Bali’yi anlatacağım sanırım… Kocaman dağların arasından Cangu Beach’e motorumun yanına koyduğum board’umla gittiğim bir yolculuk var hiç unutmadığım. Yolda müthiş bir yağmur başladı, sırılsıklam olduğunu ama hiç üşümediğini düşün. Yolda bir anda tekrar güneş açtı ve tamamen kurudum. (Tam bir tropikal iklim!) Sonra hayatımda ilk defa gittiğim Cangu Beach’e vardım. Uzun bir sahil, bir sürü Avusturalyalı ve Balili arkadaş grupları board’larını sabunluyorlar, leash’lerini bileklerine geçirip kendilerini suya atıyorlardı. Ben de onlara dahil olmuştum. Dalgada ilk ayaklandığım gündü. 6 saat kadar suda kalmıştım, buruş buruş olmuştum. Bir sürü kişiyle tanışıp akşama kadar sohbet edip, party’lemiştik. Dünyanın bir ucunda kendimi bu denli ait hissedebileceğim aklıma gelmezdi. Harika bir gündü.
Yazı diğer tüm zaman dilimlerinden ayıran hayatlarımıza “artı bir” değer katan yanı senin için ne?

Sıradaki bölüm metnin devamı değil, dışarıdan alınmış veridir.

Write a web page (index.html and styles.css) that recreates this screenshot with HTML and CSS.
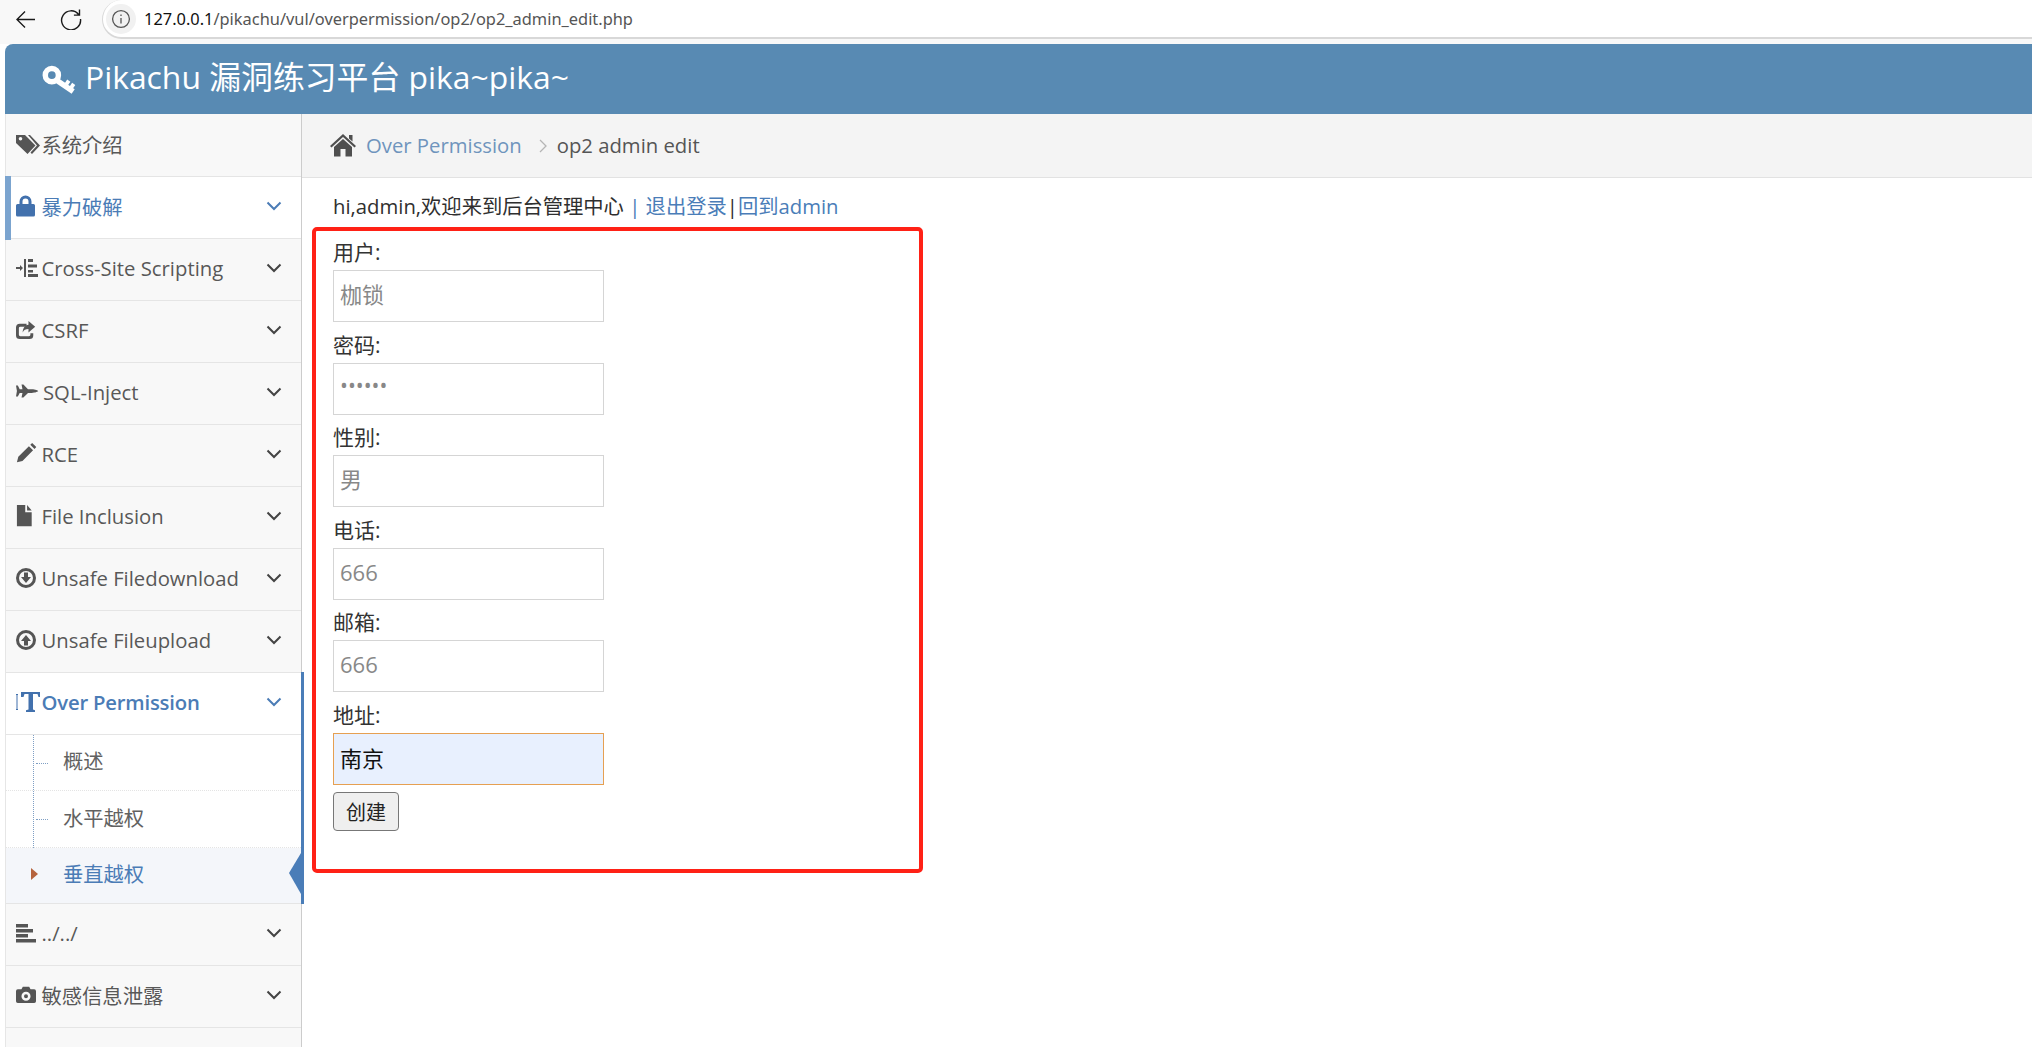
FILE: index.html
```html
<!DOCTYPE html>
<html lang="zh">
<head>
<meta charset="utf-8">
<title>op2 admin edit</title>
<link rel="stylesheet" href="styles.css">
</head>
<body>
<div class="chrome">
  <svg class="nav-back" viewBox="0 0 22 20"><path d="M21 10H2M10.5 1.500 2 10l8.500 8.500"/></svg>
  <svg class="nav-reload" viewBox="0 0 22 22"><path d="M18.600 6.500A9.500 9.500 0 1 0 20.500 11M19.500 1.500v5.600h-5.600"/></svg>
  <div class="omnibox">
    <span class="info-chip"><svg viewBox="0 0 20 20"><circle cx="10" cy="10" r="8.400"/><path d="M10 9v5.500M10 5.400v1.600"/></svg></span>
    <span class="url"><b>127.0.0.1</b>/pikachu/vul/overpermission/op2/op2_admin_edit.php</span>
  </div>
</div>
<div class="app">
  <header class="brand">
    <svg class="brand-key" viewBox="0 0 32 28"><circle cx="9" cy="10" r="6"/><path d="M13 14.500 28.500 25"/><path class="teeth" d="M21.500 19.500l3-4.500M26 22.500l3-4.500"/></svg>
    <span class="brand-title">Pikachu 漏洞练习平台 pika~pika~</span>
  </header>
  <div class="main">
    <nav class="sidebar">
      <a class="item first">
        <svg class="ico" viewBox="0 0 24 20"><path d="M0 1h9l10.500 10.500-8 8.500L0 9ZM4.500 3a1.800 1.800 0 1 0 0 3.600A1.800 1.800 0 0 0 4.500 3Z" fill-rule="evenodd"/><path d="M12 1h2l10 10.500-8 8.500-1.500-1.500 6.500-7Z"/></svg>
        <span class="label">系统介绍</span>
      </a>
      <a class="item open">
        <svg class="ico" viewBox="0 0 24 24"><path fill-rule="evenodd" d="M3.500 10V7.500a6 6 0 0 1 12 0V10h2a1.500 1.500 0 0 1 1.500 1.500V21a1.500 1.500 0 0 1-1.500 1.500h-16A1.500 1.500 0 0 1 0 21v-9.500A1.500 1.500 0 0 1 1.500 10Zm3 0h6V7.500a3 3 0 0 0-6 0Z"/></svg>
        <span class="label">暴力破解</span>
        <svg class="chev" viewBox="0 0 16 10"><path d="M1.500 1.500 8 8l6.500-6.500"/></svg>
      </a>
      <a class="item">
        <svg class="ico" viewBox="0 0 24 20"><path d="M0 9h4V7l3 3-3 3v-2H0ZM8 1h2v18H8ZM12 1h5v3h-5ZM12 6.500h9v3h-9ZM12 12h5v2.500h-5ZM12 16h10v3H12Z"/></svg>
        <span class="label">Cross-Site Scripting</span>
        <svg class="chev" viewBox="0 0 16 10"><path d="M1.500 1.500 8 8l6.500-6.500"/></svg>
      </a>
      <a class="item">
        <svg class="ico" viewBox="1 -3 25 25"><path d="M5 3h7v3H5.500A1.500 1.500 0 0 0 4 7.500v7A1.500 1.500 0 0 0 5.500 16h9a1.500 1.500 0 0 0 1.500-1.500V13h3v2a4 4 0 0 1-4 4H5a4 4 0 0 1-4-4V7a4 4 0 0 1 4-4Z"/><path d="M14 0l7 6-7 6V8.500c-3 0-5 1-6 3.500 0-4 2-7.500 6-8Z"/></svg>
        <span class="label">CSRF</span>
        <svg class="chev" viewBox="0 0 16 10"><path d="M1.500 1.500 8 8l6.500-6.500"/></svg>
      </a>
      <a class="item">
        <svg class="ico" viewBox="0 -4 26 26"><path d="M0 2h2l2 4h3L6 1h2l5 5h4c4 0 7 1.500 7 2s-3 2-7 2h-4l-5 5H6l1-5H4l-2 4H0l1-6Z"/></svg>
        <span class="label shift">SQL-Inject</span>
        <svg class="chev" viewBox="0 0 16 10"><path d="M1.500 1.500 8 8l6.500-6.500"/></svg>
      </a>
      <a class="item">
        <svg class="ico" viewBox="0 -1 26 26"><path d="M1 21l1.500-6L14 3.500l4.500 4.500L7 19.500ZM15.500 2l2-2L22 4.500l-2 2Z"/></svg>
        <span class="label">RCE</span>
        <svg class="chev" viewBox="0 0 16 10"><path d="M1.500 1.500 8 8l6.500-6.500"/></svg>
      </a>
      <a class="item">
        <svg class="ico" viewBox="2 -1 26 26"><path d="M3 0h9v8h7v15H3ZM14 0l5 6h-5Z"/></svg>
        <span class="label">File Inclusion</span>
        <svg class="chev" viewBox="0 0 16 10"><path d="M1.500 1.500 8 8l6.500-6.500"/></svg>
      </a>
      <a class="item">
        <svg class="ico" viewBox="1 -1 24 24"><path fill-rule="evenodd" d="M11 1a10 10 0 1 1 0 20 10 10 0 0 1 0-20Zm0 3a7 7 0 1 0 0 14 7 7 0 0 0 0-14Z"/><path d="M9 5.500h4V10h3l-5 6-5-6h3Z"/></svg>
        <span class="label">Unsafe Filedownload</span>
        <svg class="chev" viewBox="0 0 16 10"><path d="M1.500 1.500 8 8l6.500-6.500"/></svg>
      </a>
      <a class="item">
        <svg class="ico" viewBox="1 -1 24 24"><path fill-rule="evenodd" d="M11 1a10 10 0 1 1 0 20 10 10 0 0 1 0-20Zm0 3a7 7 0 1 0 0 14 7 7 0 0 0 0-14Z"/><path d="M9 16.500h4V12h3l-5-6-5 6h3Z"/></svg>
        <span class="label">Unsafe Fileupload</span>
        <svg class="chev" viewBox="0 0 16 10"><path d="M1.500 1.500 8 8l6.500-6.500"/></svg>
      </a>
      <div class="group">
        <a class="item open current">
          <svg class="ico" viewBox="0 0 24 20"><path d="M0 2h2v1H1.500v14H2v1H0v-1h.5V3H0ZM5 0h19v5h-1.500l-1-3H17v15.500l2 .8V20H10v-1.700l2.500-.8V2H8.500l-1 3H5Z"/></svg>
          <span class="label strong">Over Permission</span>
          <svg class="chev" viewBox="0 0 16 10"><path d="M1.500 1.500 8 8l6.500-6.500"/></svg>
        </a>
        <ul class="submenu">
          <li class="sub"><span class="tick"></span>概述</li>
          <li class="sub"><span class="tick"></span>水平越权</li>
          <li class="sub active"><span class="caret"></span>垂直越权</li>
        </ul>
      </div>
      <a class="item">
        <svg class="ico" viewBox="0 -2 24 24"><path d="M0 1h12v3.500H0ZM0 6h17v3.500H0ZM0 11h12v3.500H0ZM0 16h20v3.500H0Z"/></svg>
        <span class="label">../../</span>
        <svg class="chev" viewBox="0 0 16 10"><path d="M1.500 1.500 8 8l6.500-6.500"/></svg>
      </a>
      <a class="item">
        <svg class="ico" viewBox="0 -4 26.400 26.400"><path fill-rule="evenodd" d="M2 3h4l1.500-3h7L16 3h4a2 2 0 0 1 2 2v11a2 2 0 0 1-2 2H2a2 2 0 0 1-2-2V5a2 2 0 0 1 2-2Zm9 2.500a5 5 0 1 0 0 10 5 5 0 0 0 0-10Zm0 2.800a2.200 2.200 0 1 1 0 4.400 2.200 2.200 0 0 1 0-4.400Z"/></svg>
        <span class="label">敏感信息泄露</span>
        <svg class="chev" viewBox="0 0 16 10"><path d="M1.500 1.500 8 8l6.500-6.500"/></svg>
      </a>
    </nav>
    <main class="content">
      <div class="crumbs">
        <svg class="home" viewBox="0 0 28 24"><path d="M14 1 27 13l-1.500 1.600L14 4 2.500 14.600 1 13Z"/><path d="M20 2h3.500v6.500L20 5.500ZM14 6l9 8v9.500h-6.500V16h-5v7.500H5V14Z"/></svg>
        <a class="crumb-link">Over Permission</a>
        <svg class="crumb-sep" viewBox="0 0 8 14"><path d="M1 1l6 6-6 6"/></svg>
        <span class="crumb-here">op2 admin edit</span>
      </div>
      <p class="greeting">hi,admin,欢迎来到后台管理中心 <span class="bar">|</span> <a>退出登录</a>|<a>回到admin</a></p>
      <form class="edit-form">
        <div class="field"><label>用户:</label><input type="text" placeholder="枷锁"></div>
        <div class="field"><label>密码:</label><input class="pw" type="password" value="666666"></div>
        <div class="field"><label>性别:</label><input type="text" placeholder="男"></div>
        <div class="field"><label>电话:</label><input type="text" placeholder="666"></div>
        <div class="field"><label>邮箱:</label><input type="text" placeholder="666"></div>
        <div class="field"><label>地址:</label><input class="filled" type="text" value="南京"></div>
        <button class="submit" type="button">创建</button>
      </form>
    </main>
  </div>
</div>
</body>
</html>
```
FILE: styles.css
```css
* { box-sizing: border-box; }
html, body { margin: 0; height: 100%; overflow: hidden; background: #fff; }
body { font-family: "Open Sans", "Noto Sans CJK SC", sans-serif; font-size: 20.3px; color: #393939; }

.chrome { height: 44px; background: #f8f8f8; display: flex; align-items: flex-start; }
.nav-back { width: 21px; height: 19px; margin: 9.5px 0 0 15px; fill: none; stroke: #1a1a1a; stroke-width: 1.4; flex: none; }
.nav-reload { width: 22px; height: 22px; margin: 8px 0 0 24px; fill: none; stroke: #1a1a1a; stroke-width: 1.4; flex: none; }
.omnibox { flex: 1; height: 39px; margin-left: 20px; background: #fff; border: 1px solid #d8d8d8; border-width: 0 0 2px 1px; border-radius: 20px 0 0 20px; display: flex; align-items: center; }
.info-chip { width: 30px; height: 30px; margin: 0 0 0 3px; border-radius: 50%; background: #f1f1f1; display: flex; align-items: center; justify-content: center; }
.info-chip svg { width: 20px; height: 20px; fill: none; stroke: #555; stroke-width: 1.3; }
.url { margin-left: 8px; font-family: "Noto Sans", sans-serif; font-size: 16.4px; color: #555; white-space: nowrap; }
.url b { font-weight: 400; color: #111; }

.app { padding-left: 5px; }
.brand { height: 70px; background: #588ab3; border-radius: 8px 0 0 0; color: #fff; display: flex; align-items: center; padding-left: 37px; }
.brand-key { width: 35px; height: 31px; fill: none; stroke: #fff; stroke-width: 5; flex: none; margin-right: 8px; }
.brand-key .teeth { stroke-width: 3.5; }
.brand-title { font-size: 31.85px; line-height: 40px; white-space: nowrap; position: relative; top: -2px; }

.main { display: flex; height: 933px; }
.sidebar { width: 297px; flex: none; background: #f8f8f8; border-left: 1px solid #e6e6e6; border-right: 1px solid #ccc; }
.item { display: flex; align-items: center; height: 62px; border-bottom: 1px solid #e5e5e5; padding: 0 19px 3px 10px; color: #585858; white-space: nowrap; position: relative; }
.item.first { height: 63px; }
.ico { width: 24px; height: 24px; flex: none; fill: #555; margin-right: 1.5px; }
.label { flex: 1; }
.label.shift { margin-left: 1.5px; }
.label.strong { font-weight: 600; letter-spacing: -.2px; }
.chev { width: 16px; height: 10px; flex: none; fill: none; stroke: #444; stroke-width: 2; }
.item.open { background: #fff; color: #4b7cb6; }
.item.open .ico { fill: #4271ad; }
.item.open .chev { stroke: #4b7cb6; }
.item.open:not(.current)::before { content: ""; position: absolute; left: -1px; top: -1px; bottom: -2px; width: 6px; background: #7ba4cf; }

.group { position: relative; background: #fff; }
.group::after { content: ""; position: absolute; right: -3px; top: -1px; bottom: 0; width: 3px; background: #4a7db8; }
.submenu { list-style: none; margin: 0; padding: 0; position: relative; }
.submenu::before { content: ""; position: absolute; left: 27px; top: 0; bottom: 0; border-left: 1px dotted #7f9fc4; }
.sub { height: 56px; display: flex; align-items: center; padding: 0 0 2px 57px; color: #616161; border-bottom: 1px dotted #e4e4e4; position: relative; line-height: 1; }
.sub:nth-child(2) { height: 57px; }
.sub:last-child { border-bottom: 1px solid #e5e5e5; }
.tick { position: absolute; left: 30px; top: 50%; width: 12px; border-top: 1px dotted #7f9fc4; }
.sub.active { background: #f4f6fa; color: #4b7cb6; }
.caret { position: absolute; left: 25px; top: 20px; width: 0; height: 0; border-style: solid; border-width: 6px 0 6px 7px; border-color: transparent transparent transparent #b5633d; z-index: 1; }
.sub.active::after { content: ""; position: absolute; right: 0; top: 5px; width: 0; height: 0; border-style: solid; border-width: 20px 12px 21px 0; border-color: transparent #4a7db8 transparent transparent; }

.content { flex: 1; min-width: 0; }
.crumbs { height: 64px; background: #f4f4f4; border-bottom: 1px solid #e2e2e2; display: flex; align-items: center; padding: 0 0 2px 27px; white-space: nowrap; }
.home { width: 28px; height: 24px; fill: #4f4f4f; flex: none; margin-right: 9px; position: relative; }
.crumb-link { color: #6f94bd; }
.crumb-sep { width: 8px; height: 14px; fill: none; stroke: #b5b5b5; stroke-width: 1.3; margin: 2px 10px 0 17px; flex: none; }
.crumb-here { color: #555; }
.greeting { margin: 13px 0 6px 31px; line-height: 30px; white-space: nowrap; color: #2f2f2f; height: 30px; }
.greeting a { color: #4a7db8; }
.greeting .bar { color: #4a7db8; }
.edit-form { margin: 0 0 0 10px; width: 611px; height: 646px; border: 4px solid #ff2116; border-radius: 5px; padding: 0 0 0 17px; }
.field label { display: block; line-height: 30px; padding-top: 6px; margin-bottom: 3px; height: 36px; color: #333; font-size: 21px; }
.field input { display: block; width: 271px; height: 52px; margin-bottom: 1.6px; padding: 0 6px 4px; border: 1.5px solid #d5d5d5; border-radius: 0; font: inherit; font-size: 22px; color: #888; background: #fff; outline: none; }
.field input::placeholder { color: #888; opacity: 1; }
.field input.pw { font-size: 21px; padding-bottom: 7px; color: #888; }
.field input.filled { color: #111; background: #e8f0fe; border-color: #e6a052; }
.submit { display: block; width: 66px; height: 39px; margin-top: 7.5px; padding: 0; border: 1.5px solid #777; border-radius: 4px; background: #efefef; color: #222; font: inherit; font-size: 20px; }
```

Küçüklüğümden beri benim için yaz en sevdiğim arkadaşlarımla buluşma mevsimidir. Hala da öyle. Hele İstanbul’un yoğunluğu ve sahteliğinden sonra sanırım daha da değerli hale geldi. Bu soruya “bizim çocuklar” diyeceğim.
Bir karakter?
Tyler Durden
Bir film?
The Dreamers
Bir replik?
“The things you own end up owning you.”
Bir kitap?
Uçurtma Avcısı, Khaled Hosseini
Bir alıntı?
”Sen neye hazırsan o da sana hazırdır!”
Şu sıralar playlist’inde en çok hangi şarkıyı dönüyor?
Ane Brun, All My Years
Senin için en ideal yaz rotası?
Haritanın güneyi…
Klasik bir yaz sabahı senin için nasıl başlıyor?
Uzun bir kahvaltı, rüzgar analiz sitesi kontrolü, çocuklarla haberleşme, sörf, İstiklal Marşı, kapanış.